2- Tertîb-i Ecza. Hacılar için hazırlanmış bir sağlık rehberidir. Mustafa Reşid Efendi’nin (ö. 1830) hazırladığı eser Behçet Efendi tarafından gözden geçirilerek bazı ilâveler yapılmış ve hacla ilgili Mehmed Edib’in Nehcetü’l-menözil ile Murad Nakşibendî’nin Nebzetü’l-menâsik adlı eserleriyle bir arada basılmıştır.
3- Kolera Risalesi. Kolera mikrobunun henüz keşfedilmediği bir dönemde kaleme alınan bu eser koleranın belirtileri, bu hastalıktan korunma ve tedavi yollarıyla ilgili olup Almanca’ya ve Arapça’ya tercüme edilmiştir.
4- Makale îî emrâzi’l – firengiyye. İstanbul Üniversitesi Kütüphanesi’nde Abdülhak Molla adına kayıtlı olan (TY, nr. 4209) ve 1243 (1827-28) tarihli müellif nüshası olduğu belirtilen risale aslında Behçet Efendi’ye aittir.

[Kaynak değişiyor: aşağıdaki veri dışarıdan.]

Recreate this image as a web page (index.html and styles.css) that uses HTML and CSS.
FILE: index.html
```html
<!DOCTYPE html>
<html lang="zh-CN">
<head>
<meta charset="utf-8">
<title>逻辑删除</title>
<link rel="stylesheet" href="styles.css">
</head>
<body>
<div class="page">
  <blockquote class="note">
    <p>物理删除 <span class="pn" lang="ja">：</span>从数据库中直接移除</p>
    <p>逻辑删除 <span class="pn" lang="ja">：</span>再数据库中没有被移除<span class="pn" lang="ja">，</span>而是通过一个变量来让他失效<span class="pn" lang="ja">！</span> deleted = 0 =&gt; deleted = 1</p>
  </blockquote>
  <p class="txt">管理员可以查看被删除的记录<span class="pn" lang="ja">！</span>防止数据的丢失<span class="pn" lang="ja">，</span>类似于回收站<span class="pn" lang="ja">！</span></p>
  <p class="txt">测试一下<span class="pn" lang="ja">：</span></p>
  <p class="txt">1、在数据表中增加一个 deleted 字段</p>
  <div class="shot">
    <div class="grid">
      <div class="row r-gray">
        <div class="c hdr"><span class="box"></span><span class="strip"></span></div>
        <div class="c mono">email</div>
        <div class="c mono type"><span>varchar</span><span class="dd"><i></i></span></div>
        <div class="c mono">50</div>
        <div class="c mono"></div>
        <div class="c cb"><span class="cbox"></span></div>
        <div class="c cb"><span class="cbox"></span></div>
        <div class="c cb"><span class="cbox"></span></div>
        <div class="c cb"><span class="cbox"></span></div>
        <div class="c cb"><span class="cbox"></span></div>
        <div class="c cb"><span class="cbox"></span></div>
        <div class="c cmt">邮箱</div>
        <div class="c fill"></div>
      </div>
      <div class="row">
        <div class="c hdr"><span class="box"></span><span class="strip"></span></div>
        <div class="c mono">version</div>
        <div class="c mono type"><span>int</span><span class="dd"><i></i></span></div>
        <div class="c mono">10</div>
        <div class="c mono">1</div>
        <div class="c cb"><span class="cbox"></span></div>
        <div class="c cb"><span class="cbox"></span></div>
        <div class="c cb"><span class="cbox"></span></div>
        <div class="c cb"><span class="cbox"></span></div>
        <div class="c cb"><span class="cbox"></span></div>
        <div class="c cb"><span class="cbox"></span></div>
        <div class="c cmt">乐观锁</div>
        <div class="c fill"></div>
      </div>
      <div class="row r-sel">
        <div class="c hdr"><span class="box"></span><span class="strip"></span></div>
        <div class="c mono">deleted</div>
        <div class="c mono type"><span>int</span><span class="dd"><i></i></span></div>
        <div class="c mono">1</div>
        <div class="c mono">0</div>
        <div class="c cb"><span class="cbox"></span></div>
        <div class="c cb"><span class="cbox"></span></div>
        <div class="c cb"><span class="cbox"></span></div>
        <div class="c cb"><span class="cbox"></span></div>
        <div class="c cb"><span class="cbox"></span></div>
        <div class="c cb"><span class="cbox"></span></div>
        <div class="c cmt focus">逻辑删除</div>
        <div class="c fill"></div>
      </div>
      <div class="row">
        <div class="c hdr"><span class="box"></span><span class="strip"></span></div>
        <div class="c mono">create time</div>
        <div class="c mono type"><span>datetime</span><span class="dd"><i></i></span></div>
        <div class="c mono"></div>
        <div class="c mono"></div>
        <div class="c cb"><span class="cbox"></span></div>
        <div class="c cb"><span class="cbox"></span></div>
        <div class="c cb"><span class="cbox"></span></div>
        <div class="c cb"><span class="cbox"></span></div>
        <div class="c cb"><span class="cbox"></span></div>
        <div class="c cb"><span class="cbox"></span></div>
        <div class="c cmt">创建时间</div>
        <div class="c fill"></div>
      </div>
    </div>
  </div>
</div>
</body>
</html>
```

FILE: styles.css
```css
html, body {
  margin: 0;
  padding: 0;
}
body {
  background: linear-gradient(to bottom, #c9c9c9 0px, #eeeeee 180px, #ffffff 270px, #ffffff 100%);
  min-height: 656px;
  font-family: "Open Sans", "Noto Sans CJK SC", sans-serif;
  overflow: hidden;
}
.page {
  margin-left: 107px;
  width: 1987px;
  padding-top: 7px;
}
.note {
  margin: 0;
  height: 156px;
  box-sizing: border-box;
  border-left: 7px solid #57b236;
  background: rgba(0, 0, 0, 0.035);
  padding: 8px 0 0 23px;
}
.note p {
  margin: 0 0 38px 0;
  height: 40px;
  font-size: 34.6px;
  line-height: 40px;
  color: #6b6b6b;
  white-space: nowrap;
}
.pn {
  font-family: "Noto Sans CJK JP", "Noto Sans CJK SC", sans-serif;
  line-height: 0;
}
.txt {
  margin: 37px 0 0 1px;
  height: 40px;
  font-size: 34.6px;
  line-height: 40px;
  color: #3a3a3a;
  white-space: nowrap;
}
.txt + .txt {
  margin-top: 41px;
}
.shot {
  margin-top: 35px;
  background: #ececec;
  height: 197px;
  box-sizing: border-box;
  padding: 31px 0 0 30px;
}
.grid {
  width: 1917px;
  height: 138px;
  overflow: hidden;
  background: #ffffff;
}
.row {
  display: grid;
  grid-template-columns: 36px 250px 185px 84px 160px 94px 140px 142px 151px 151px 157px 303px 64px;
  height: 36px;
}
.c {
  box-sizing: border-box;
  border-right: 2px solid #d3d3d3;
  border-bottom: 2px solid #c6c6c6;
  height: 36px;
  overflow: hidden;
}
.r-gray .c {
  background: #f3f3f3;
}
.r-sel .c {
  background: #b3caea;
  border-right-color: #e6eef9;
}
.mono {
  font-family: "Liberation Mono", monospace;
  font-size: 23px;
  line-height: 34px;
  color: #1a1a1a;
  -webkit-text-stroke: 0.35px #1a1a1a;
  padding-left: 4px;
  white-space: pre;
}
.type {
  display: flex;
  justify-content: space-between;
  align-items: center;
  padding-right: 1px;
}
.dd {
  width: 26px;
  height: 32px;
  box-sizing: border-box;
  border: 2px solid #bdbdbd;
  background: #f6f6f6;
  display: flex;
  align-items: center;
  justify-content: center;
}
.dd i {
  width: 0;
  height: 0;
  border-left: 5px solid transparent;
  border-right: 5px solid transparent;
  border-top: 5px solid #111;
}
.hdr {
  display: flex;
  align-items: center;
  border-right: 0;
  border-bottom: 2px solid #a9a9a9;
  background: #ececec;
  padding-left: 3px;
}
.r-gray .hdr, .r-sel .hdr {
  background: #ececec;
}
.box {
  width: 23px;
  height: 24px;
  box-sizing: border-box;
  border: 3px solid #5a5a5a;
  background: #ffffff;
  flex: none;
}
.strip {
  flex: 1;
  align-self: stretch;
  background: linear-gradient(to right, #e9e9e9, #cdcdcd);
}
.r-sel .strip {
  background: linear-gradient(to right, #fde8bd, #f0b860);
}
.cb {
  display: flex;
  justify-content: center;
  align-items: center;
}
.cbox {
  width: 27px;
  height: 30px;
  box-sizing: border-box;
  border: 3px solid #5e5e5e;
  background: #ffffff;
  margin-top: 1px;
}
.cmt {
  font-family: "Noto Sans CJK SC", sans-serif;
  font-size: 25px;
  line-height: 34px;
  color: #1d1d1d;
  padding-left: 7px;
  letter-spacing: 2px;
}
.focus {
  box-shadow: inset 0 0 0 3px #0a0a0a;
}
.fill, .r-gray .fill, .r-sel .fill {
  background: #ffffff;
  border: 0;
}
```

Behçet Mustafa Efendi ayrıca Batı dillerinden bazı risalelerle Abdurrahman el-Cebertî’nin Mazharü’t-takdis bizehâbi devleti’l-Fransîs’in Târîh-i Mısır ve Buffon’un Histoire Naturelle’mı de Târîh-i Tabîî adlarıyla Türkçe’ye çevirmiştir. Fizyoloji alanındaki tercümesi üzerine ise E. Kâhya Mustafa Behçet Efendi’nin “Fizyoloji Tercümesi” Adlı Kitabı, Çağında Avrupa’da ve Bizde Fizyoloji Çalışmaları adıyla bir araştırma yapmıştır. Aynı zamanda şair olan Mustafa Behçet Efendi’nin çeşitli şiir mecmualarında şiirleri, Arif Hikmet ve Fatİn tezkirelerinde ise şiirlerinden örnekler bulunmaktadır.